PORT-AU-PRINCE (AFP) – Haitians arrived Friday on the first commercial flight into their country since last month's earthquake, desperately hoping to find family members alive and their homes still standing.

"I want to see my wife," said Jean Felix as he waited to board the plane before takeoff in Miami.
"She's living in the street and she's told me by phone that we lost everything... I'm going there with my heart broken."
The American Airlines plane touched down in Port-au-Prince to a warm welcome after leaving from Miami, but many passengers carried a heavy emotional load.
The flight came to a stop at the terminal with 132 passengers onboard. A pilot waved a Haitian flag from the cockpit window.

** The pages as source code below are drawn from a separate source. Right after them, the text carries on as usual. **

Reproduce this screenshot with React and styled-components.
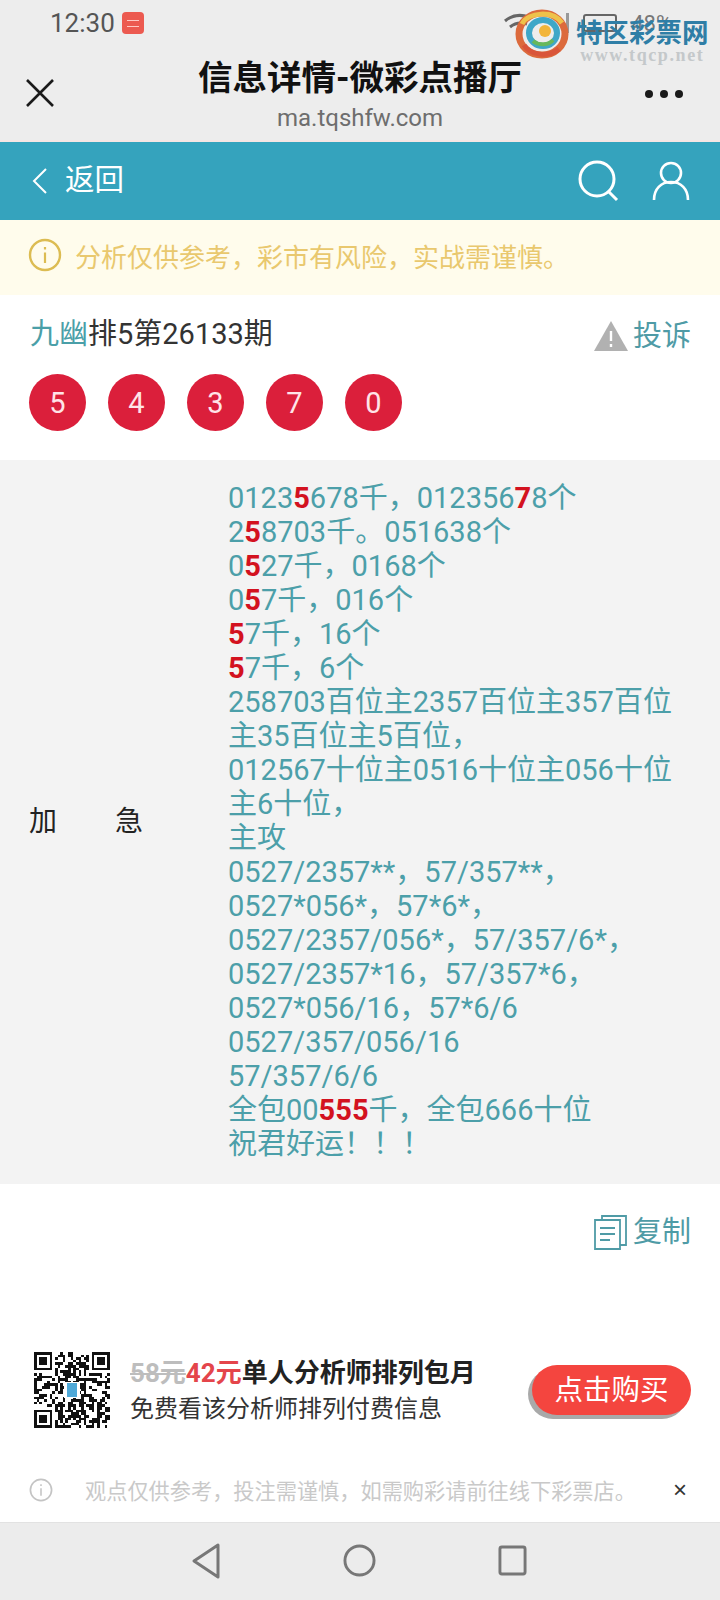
import React from "react";
import styled, { createGlobalStyle } from "styled-components";

const GlobalStyle = createGlobalStyle`
  html, body {
    margin: 0;
    padding: 0;
    background: #fff;
  }
  * {
    box-sizing: border-box;
  }
  body {
    font-family: Roboto, "Noto Sans CJK SC", sans-serif;
  }
`;

const Page = styled.div`
  position: relative;
  width: 720px;
  height: 1600px;
  display: flex;
  flex-direction: column;
  overflow: hidden;
  background: #fff;
`;

const BrowserHead = styled.div`
  height: 142px;
  flex: none;
  background: #ededed;
  border-bottom: 2px solid #f6e6e4;
`;

const StatusBar = styled.div`
  height: 46px;
  padding: 0 0 0 50px;
  display: flex;
  align-items: center;
  gap: 7px;
  color: #555;
  font-size: 26px;
`;

const ShopBadge = styled.span`
  width: 22px;
  height: 22px;
  border-radius: 4px;
  background: #ec5a50;
  display: flex;
  align-items: center;
  justify-content: center;

  &::after {
    content: "";
    width: 12px;
    height: 5px;
    border-top: 1px solid #ffc9c4;
    border-bottom: 1px solid #ffc9c4;
  }
`;

const StatusRight = styled.div`
  margin-left: auto;
  margin-right: 48px;
  display: flex;
  align-items: center;
  gap: 14px;
  color: #777;
  font-size: 22px;
`;

const SignalBar = styled.span`
  width: 3px;
  height: 20px;
  margin-left: 22px;
  background: #999;
`;

const Battery = styled.span`
  width: 34px;
  height: 18px;
  border: 2px solid #666;
  border-radius: 3px;
`;

const Watermark = styled.div`
  position: absolute;
  top: 9px;
  left: 515px;
  display: flex;
  align-items: flex-start;
  gap: 7px;
`;

const WatermarkText = styled.div`
  padding-top: 10px;
  display: flex;
  flex-direction: column;
  align-items: center;
`;

const WatermarkName = styled.span`
  color: #2f7ea6;
  font-size: 26.5px;
  line-height: 27px;
  font-weight: 700;
  white-space: nowrap;
`;

const WatermarkUrl = styled.span`
  color: #c4c8ca;
  font-family: "Liberation Serif", serif;
  font-size: 18px;
  line-height: 19px;
  letter-spacing: 1.6px;
  font-weight: 700;
  white-space: nowrap;
`;

const TitleRow = styled.div`
  height: 94px;
  display: grid;
  grid-template-columns: 80px 1fr 80px;
  align-items: start;
`;

const CloseButton = styled.div`
  padding: 32px 0 0 25px;
  color: #1a1a1a;
  line-height: 0;
`;

const TitleBlock = styled.div`
  padding-top: 10px;
  text-align: center;
`;

const Title = styled.div`
  color: #111;
  font-size: 34.5px;
  line-height: 44px;
  font-weight: 700;
  white-space: nowrap;
`;

const Domain = styled.div`
  margin-top: 4px;
  color: #6e6e6e;
  font-size: 24px;
  line-height: 28px;
`;

const MoreDots = styled.div`
  padding-top: 44px;
  padding-right: 37px;
  display: flex;
  justify-content: flex-end;
  gap: 7px;
`;

const Dot = styled.span`
  width: 8px;
  height: 8px;
  border-radius: 50%;
  background: #1a1a1a;
`;

const NavBar = styled.div`
  height: 78px;
  flex: none;
  padding: 0 30px;
  display: flex;
  align-items: center;
  background: #35a3bd;
  color: #fff;
`;

const BackLink = styled.div`
  display: flex;
  align-items: center;
  gap: 15px;
  font-size: 29.5px;
  line-height: 1;
`;

const NavIcons = styled.div`
  margin-left: auto;
  display: flex;
  align-items: center;
  gap: 32px;
`;

const Notice = styled.div`
  height: 75px;
  flex: none;
  padding: 0 28px 5px;
  display: flex;
  align-items: center;
  gap: 13px;
  background: #fffcec;
  color: #e9c86e;
  font-size: 26px;
`;

const IssueSection = styled.div`
  height: 165px;
  flex: none;
  padding: 17px 29px 0 30px;
`;

const IssueHead = styled.div`
  display: flex;
  align-items: center;
  justify-content: space-between;
  font-size: 29px;
  line-height: 44px;
  color: #333;
`;

const AuthorName = styled.span`
  color: #4a9fa8;
`;

const ActionLink = styled.div`
  display: flex;
  align-items: center;
  gap: 4px;
  color: #4f9ba6;
  font-size: 29px;
  line-height: 40px;
`;

const ComplaintLink = styled(ActionLink)`
  padding-top: 3px;
`;

const Balls = styled.div`
  margin: 18px 0 0 -1px;
  display: flex;
  gap: 22px;
`;

const Ball = styled.span`
  width: 57px;
  height: 57px;
  border-radius: 50%;
  display: flex;
  align-items: center;
  justify-content: center;
  background: #db1f3b;
  color: #ffe4e8;
  font-size: 29px;
`;

const DetailRow = styled.div`
  height: 724px;
  flex: none;
  display: flex;
  align-items: center;
  background: #f3f3f3;
`;

const DetailLabel = styled.div`
  width: 228px;
  flex: none;
  padding: 0 0 6px 29px;
  color: #222;
  font-size: 28px;
  display: flex;
  gap: 58px;
`;

const DetailBody = styled.div`
  width: 452px;
  padding-bottom: 2px;
  color: #4c9fa9;
  font-size: 29px;
  line-height: 34px;
`;

const Hit = styled.b`
  color: #d3121f;
  font-weight: 700;
`;

const CopyRow = styled.div`
  height: 151px;
  flex: none;
  padding: 28px 29px 0 30px;
  display: flex;
  justify-content: flex-end;
  align-items: flex-start;
`;

const PromoRow = styled.div`
  height: 110px;
  flex: none;
  padding: 0 29px 0 34px;
  display: flex;
  align-items: center;
  gap: 20px;
`;

const PromoText = styled.div`
  flex: 1;
  min-width: 0;
`;

const PromoTitle = styled.div`
  color: #222;
  font-size: 26px;
  line-height: 36px;
  font-weight: 700;
  white-space: nowrap;
`;

const OldPrice = styled.span`
  color: #bdbdbd;
  text-decoration: line-through;
`;

const NewPrice = styled.span`
  color: #e4454b;
`;

const PromoSub = styled.div`
  margin-top: 1px;
  color: #333;
  font-size: 24px;
  line-height: 34px;
  white-space: nowrap;
`;

const BuyButton = styled.div`
  width: 159px;
  height: 50px;
  padding-bottom: 5px;
  border-radius: 25px;
  display: flex;
  align-items: center;
  justify-content: center;
  background: #f4453f;
  box-shadow: -4px 4px 0 #a9a9a9;
  color: #fff;
  font-size: 28.5px;
`;

const Disclaimer = styled.div`
  height: 77px;
  flex: none;
  padding: 12px 33px 0 29px;
  display: flex;
  align-items: center;
  color: #c9c9c9;
  font-size: 21.2px;
`;

const DisclaimerText = styled.span`
  margin-left: 32px;
  flex: 1;
  white-space: nowrap;
`;

const DisclaimerClose = styled.span`
  color: #333;
  font-size: 24px;
  font-family: "Liberation Sans", sans-serif;
`;

const SystemNav = styled.div`
  flex: 1;
  padding: 0 193px 2px 191px;
  display: flex;
  align-items: center;
  justify-content: space-between;
  background: #ececec;
  border-top: 1px solid #e2e2e2;
  color: #777;
`;

const detailLines = [
  <>0123<Hit>5</Hit>678千，012356<Hit>7</Hit>8个</>,
  <>2<Hit>5</Hit>8703千。051638个</>,
  <>0<Hit>5</Hit>27千，0168个</>,
  <>0<Hit>5</Hit>7千，016个</>,
  <><Hit>5</Hit>7千，16个</>,
  <><Hit>5</Hit>7千，6个</>,
  <>258703百位主2357百位主357百位主35百位主5百位，</>,
  <>012567十位主0516十位主056十位主6十位，</>,
  <>主攻</>,
  <>0527/2357**，57/357**，</>,
  <>0527*056*，57*6*，</>,
  <>0527/2357/056*，57/357/6*，</>,
  <>0527/2357*16，57/357*6，</>,
  <>0527*056/16，57*6/6</>,
  <>0527/357/056/16</>,
  <>57/357/6/6</>,
  <>全包00<Hit>555</Hit>千，全包666十位</>,
  <>祝君好运！！！</>,
];

function CircleInfo({ size, color }) {
  return (
    <svg width={size} height={size} viewBox="0 0 34 34" fill="none" stroke={color}>
      <circle cx="17" cy="17" r="15" strokeWidth="2.4" />
      <path d="M17 9v2.5M17 14.5V25" strokeWidth="2.2" />
    </svg>
  );
}

function WifiIcon() {
  return (
    <svg width="26" height="22" viewBox="0 0 26 22" fill="none" stroke="#666" strokeWidth="3">
      <path d="M1 9c7-6 15-7 24-4M6 15c5-4 10-5 17-3" />
    </svg>
  );
}

function Logo() {
  return (
    <svg width="54" height="50" viewBox="0 0 54 50" fill="none">
      <ellipse cx="27" cy="25" rx="23" ry="21" stroke="#dc6a3c" strokeWidth="7" />
      <path d="M7 15C13 3 38 1 47 14" stroke="#eec24a" strokeWidth="5" />
      <path d="M9 36c6 10 24 13 35 4" stroke="#d9553a" strokeWidth="5" />
      <ellipse cx="28" cy="24" rx="14" ry="13" stroke="#3fa7c8" strokeWidth="6" />
      <path d="M18 32c6 5 16 4 20-1" stroke="#67b85c" strokeWidth="4" />
      <circle cx="30" cy="22" r="6" fill="#f2b53a" />
    </svg>
  );
}

// finder squares plus a fixed pseudo random fill
function QrCode() {
  const n = 29;
  const cells = [];
  const isFinder = (x, y) =>
    (x < 8 && y < 8) || (x > n - 9 && y < 8) || (x < 8 && y > n - 9);
  let seed = 1337;
  for (let y = 0; y < n; y++) {
    for (let x = 0; x < n; x++) {
      seed = (seed * 1103515245 + 12345) & 0x7fffffff;
      if (!isFinder(x, y) && (seed >> 16) % 100 < 52) {
        cells.push(<rect key={`${x}-${y}`} x={x} y={y} width="1" height="1" />);
      }
    }
  }
  const finder = (x, y) => (
    <g key={`f${x}-${y}`}>
      <path d={`M${x} ${y}h7v7h-7zM${x + 1} ${y + 1}v5h5v-5z`} fillRule="evenodd" />
      <rect x={x + 2} y={y + 2} width="3" height="3" />
    </g>
  );
  return (
    <svg width="76" height="76" viewBox="0 0 29 29" fill="#111" shapeRendering="crispEdges">
      {cells}
      {finder(0, 0)}
      {finder(22, 0)}
      {finder(0, 22)}
      <rect x="11.5" y="11.5" width="6" height="6" fill="#fff" />
      <rect x="12.5" y="12" width="4" height="5" fill="#4fa9d8" />
    </svg>
  );
}

function App() {
  return (
    <Page>
      <GlobalStyle />
      <BrowserHead>
        <StatusBar>
          <span>12:30</span>
          <ShopBadge />
          <StatusRight>
            <WifiIcon />
            <SignalBar />
            <Battery />
            <span>48%</span>
          </StatusRight>
        </StatusBar>
        <TitleRow>
          <CloseButton>
            <svg width="30" height="30" viewBox="0 0 30 30" stroke="currentColor" strokeWidth="2.6">
              <path d="M2 2l26 26M28 2L2 28" />
            </svg>
          </CloseButton>
          <TitleBlock>
            <Title>信息详情-微彩点播厅</Title>
            <Domain>ma.tqshfw.com</Domain>
          </TitleBlock>
          <MoreDots>
            <Dot />
            <Dot />
            <Dot />
          </MoreDots>
        </TitleRow>
      </BrowserHead>

      <Watermark>
        <Logo />
        <WatermarkText>
          <WatermarkName>特区彩票网</WatermarkName>
          <WatermarkUrl>www.tqcp.net</WatermarkUrl>
        </WatermarkText>
      </Watermark>

      <NavBar>
        <BackLink>
          <svg width="20" height="30" viewBox="0 0 20 30" fill="none" stroke="currentColor" strokeWidth="2">
            <path d="M16 3L4 15l12 12" />
          </svg>
          <span>返回</span>
        </BackLink>
        <NavIcons>
          <svg width="42" height="42" viewBox="0 0 42 42" fill="none" stroke="currentColor" strokeWidth="3">
            <circle cx="19" cy="19" r="17" />
            <path d="M30 31l9 9" />
          </svg>
          <svg width="38" height="40" viewBox="0 0 38 40" fill="none" stroke="currentColor" strokeWidth="2.6">
            <circle cx="19" cy="12" r="10" />
            <path d="M2 39c0-11 7-18 17-18s17 7 17 18" />
          </svg>
        </NavIcons>
      </NavBar>

      <Notice>
        <CircleInfo size={34} color="#dcbc52" />
        <span>分析仅供参考，彩市有风险，实战需谨慎。</span>
      </Notice>

      <IssueSection>
        <IssueHead>
          <span>
            <AuthorName>九幽</AuthorName>排5第26133期
          </span>
          <ComplaintLink>
            <svg width="36" height="32" viewBox="0 0 36 32">
              <path d="M18 1l17 30H1z" fill="#b1b1b1" />
              <path d="M18 11v10M18 24v3" stroke="#fff" strokeWidth="2.4" />
            </svg>
            <span>投诉</span>
          </ComplaintLink>
        </IssueHead>
        <Balls>
          {[5, 4, 3, 7, 0].map((num, index) => (
            <Ball key={index}>{num}</Ball>
          ))}
        </Balls>
      </IssueSection>

      <DetailRow>
        <DetailLabel>
          <span>加</span>
          <span>急</span>
        </DetailLabel>
        <DetailBody>
          {detailLines.map((line, index) => (
            <div key={index}>{line}</div>
          ))}
        </DetailBody>
      </DetailRow>

      <CopyRow>
        <ActionLink>
          <svg width="36" height="36" viewBox="0 0 36 36" fill="none" stroke="#4f9ba6" strokeWidth="1.8">
            <path d="M9 5V2h24v29h-6" />
            <path d="M2 6h25v29H2zM7 14h15M7 20h15M7 26h10" />
          </svg>
          <span>复制</span>
        </ActionLink>
      </CopyRow>

      <PromoRow>
        <QrCode />
        <PromoText>
          <PromoTitle>
            <OldPrice>58元</OldPrice>
            <NewPrice>42元</NewPrice>单人分析师排列包月
          </PromoTitle>
          <PromoSub>免费看该分析师排列付费信息</PromoSub>
        </PromoText>
        <BuyButton>点击购买</BuyButton>
      </PromoRow>

      <Disclaimer>
        <CircleInfo size={24} color="#c4c4c4" />
        <DisclaimerText>观点仅供参考，投注需谨慎，如需购彩请前往线下彩票店。</DisclaimerText>
        <DisclaimerClose>×</DisclaimerClose>
      </Disclaimer>

      <SystemNav>
        <svg width="30" height="36" viewBox="0 0 30 36" fill="none" stroke="currentColor" strokeWidth="3">
          <path d="M27 2v32L3 18z" strokeLinejoin="round" />
        </svg>
        <svg width="33" height="33" viewBox="0 0 34 34" fill="none" stroke="currentColor" strokeWidth="3">
          <circle cx="17" cy="17" r="15" />
        </svg>
        <svg width="29" height="31" viewBox="0 0 30 32" fill="none" stroke="currentColor" strokeWidth="3">
          <rect x="2" y="2" width="26" height="28" rx="2" />
        </svg>
      </SystemNav>
    </Page>
  );
}

export default App;
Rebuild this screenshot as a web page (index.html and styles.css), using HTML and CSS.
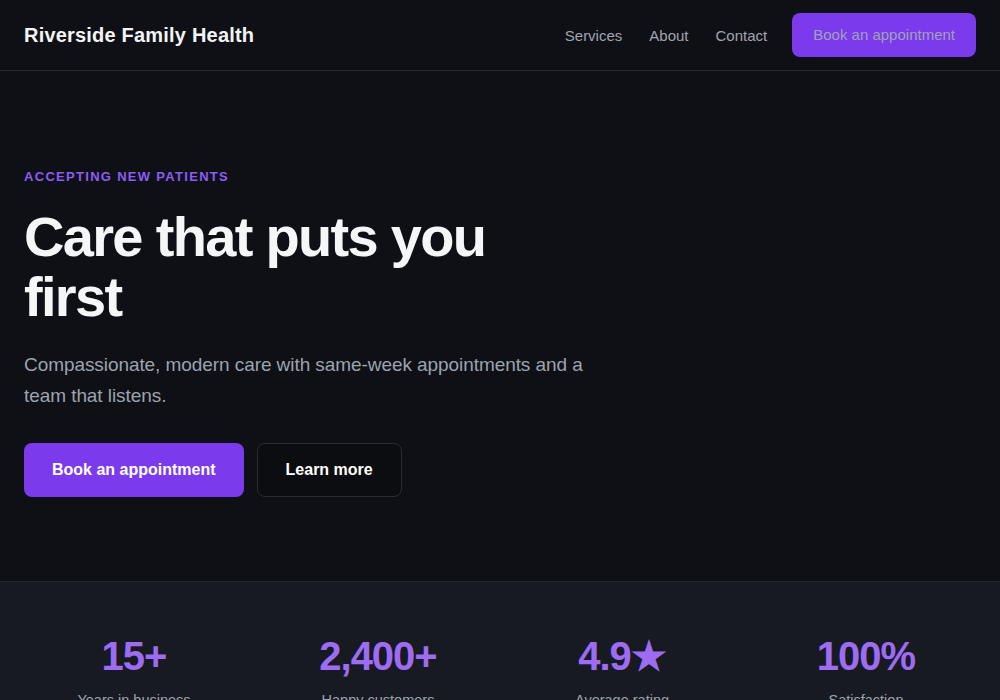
FILE: index.html
```html
<!DOCTYPE html>
<html lang="en">
<head>
<meta charset="utf-8">
<title>Riverside Family Health</title>
<link rel="stylesheet" href="styles.css">
</head>
<body>
<header class="site-header">
  <div class="brand">Riverside Family Health</div>
  <nav class="nav">
    <a class="nav-link" href="#">Services</a>
    <a class="nav-link" href="#">About</a>
    <a class="nav-link" href="#">Contact</a>
    <a class="nav-cta" href="#">Book an appointment</a>
  </nav>
</header>
<main>
  <section class="hero">
    <p class="eyebrow">ACCEPTING NEW PATIENTS</p>
    <h1 class="hero-title">Care that puts you first</h1>
    <p class="hero-lead">Compassionate, modern care with same-week appointments and a team that listens.</p>
    <div class="hero-actions">
      <a class="btn btn-primary" href="#">Book an appointment</a>
      <a class="btn btn-outline" href="#">Learn more</a>
    </div>
  </section>
  <section class="stats">
    <div class="stat">
      <div class="stat-value">15+</div>
      <div class="stat-label">Years in business</div>
    </div>
    <div class="stat">
      <div class="stat-value">2,400+</div>
      <div class="stat-label">Happy customers</div>
    </div>
    <div class="stat">
      <div class="stat-value">4.9★</div>
      <div class="stat-label">Average rating</div>
    </div>
    <div class="stat">
      <div class="stat-value">100%</div>
      <div class="stat-label">Satisfaction</div>
    </div>
  </section>
</main>
</body>
</html>
```

FILE: styles.css
```css
* { box-sizing: border-box; }
html, body { margin: 0; padding: 0; }
body {
  background: #0f1015;
  color: #f3f4f6;
  font-family: "Liberation Sans", Arial, sans-serif;
}
a { text-decoration: none; }

.site-header {
  display: flex;
  align-items: center;
  justify-content: space-between;
  height: 71px;
  padding: 0 24px;
  border-bottom: 1px solid #25262e;
}
.brand {
  font-size: 20px;
  font-weight: 700;
  letter-spacing: 0.2px;
  color: #f3f4f6;
}
.nav {
  display: flex;
  align-items: center;
  gap: 27px;
}
.nav-link {
  font-size: 15px;
  color: #a1a5b0;
}
.nav-cta {
  font-size: 15px;
  line-height: 20px;
  color: #a1a1b8;
  background: #7c3aed;
  border-radius: 8px;
  padding: 12px 21px;
  margin-left: -2px;
}

.hero {
  padding: 97px 24px 84px;
  border-bottom: 1px solid #25262e;
}
.eyebrow {
  margin: 0;
  font-size: 13px;
  line-height: 18px;
  font-weight: 700;
  letter-spacing: 0.1em;
  color: #8b5cf6;
}
.hero-title {
  margin: 21px 0 0;
  max-width: 560px;
  font-size: 56px;
  line-height: 60px;
  font-weight: 700;
  letter-spacing: -0.03em;
  color: #f5f6f8;
}
.hero-lead {
  margin: 22px 0 0;
  max-width: 600px;
  font-size: 19px;
  line-height: 31px;
  letter-spacing: -0.07px;
  color: #9ca3af;
}
.hero-actions {
  display: flex;
  gap: 13px;
  margin-top: 32px;
}
.btn {
  display: inline-flex;
  align-items: center;
  justify-content: center;
  height: 54px;
  padding: 0 28px;
  border-radius: 8px;
  font-size: 16px;
  font-weight: 700;
  color: #ffffff;
}
.btn-primary {
  background: #7c3aed;
}
.btn-outline {
  background: #0c0d11;
  border: 1px solid #2a2b33;
}

.stats {
  background: #181a21;
  display: grid;
  grid-template-columns: repeat(4, 1fr);
  gap: 24px;
  padding: 54px 24px 48px;
}
.stat {
  text-align: center;
}
.stat-value {
  font-size: 40px;
  line-height: 40px;
  font-weight: 700;
  letter-spacing: -0.025em;
  color: #9d6cf3;
}
.stat-label {
  margin-top: 16px;
  font-size: 14.5px;
  color: #9ca3af;
}
```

A band playing Creole music in the terminal greeted their arrival -- a common practice prior to the devastating quake -- but the passengers were bussed to a separate building to pass through immigration and customs controls because of damage to the airport.
Amid the small celebration, travelers were anxious to visit family members who survived and the graves of those who did not. Some wondered about how their own homes had fared in the disaster.
Marie Ange Levasseur, 45, began to cry as she spoke of how her cousin, who died in the quake, used to greet her at the airport when she would visit.
Levasseur now lives in Miami but still has family in Haiti.
"The first destination I want them to take me to is my cousin's grave," she said as she waited in line for immigration. "It's very sad, this trip. I've never had such a sad trip like that."
The capital's airport has been an aid lifeline for the devastated country in the wake of the January 12 earthquake that killed more than 217,000 people and left over a million homeless.
Officials said resuming commercial traffic would inject crucial revenue into Haiti's crippled government.
But for Haitians, it was simply a way of finding out who was still alive.
"I don't have news from my sons nor from my brothers," said Maurice Gernier, before boarding in Miami. "I don't know anything, nothing about anybody... I need to go and see what happened."
Jean Eddy Porche, 49, who also lives in Miami, arrived in Port-au-Prince with his wife to check on family members and the house he still owns here. He had been told it was damaged and was not sure whether it could be repaired.
Homes belonging to his mother and sister were completely destroyed.
"I have friends who are dead, cousins," said Porche, adding that he felt "completely traumatized" upon arrival.
Outside the Port-au-Prince airport, family members waited under the sun behind yellow caution tape for the passengers to emerge.
Some embraced as they saw each other, while others seemed weary and simply turned and walked down the street together.
Since the earthquake, the country's largest commercial airport has been transformed into a makeshift military base, with over a hundred armed forces and UN flights passing through each day when traffic was at its peak.
Thousands of tonnes of food and medical aid, along with disaster relief personnel have poured into Haiti via the hub, which at times has been overwhelmed, forcing officials to turn away some aircraft.
US embassy spokeswomen Elizabeth Detmeister said the resumption of commercial routes meant that US evacuation flights would now be phased out.
American Airlines will offer two flights a day from Miami and one from nearby Fort Lauderdale. A flight from New York's JFK International Airport will operate four times a week, the airline said.
From March 12, the airline's American Eagle service will launch a new daily route to Haiti from Puerto Rico, and two flights through Santo Domingo and Santiago in the neighboring Dominican Republic.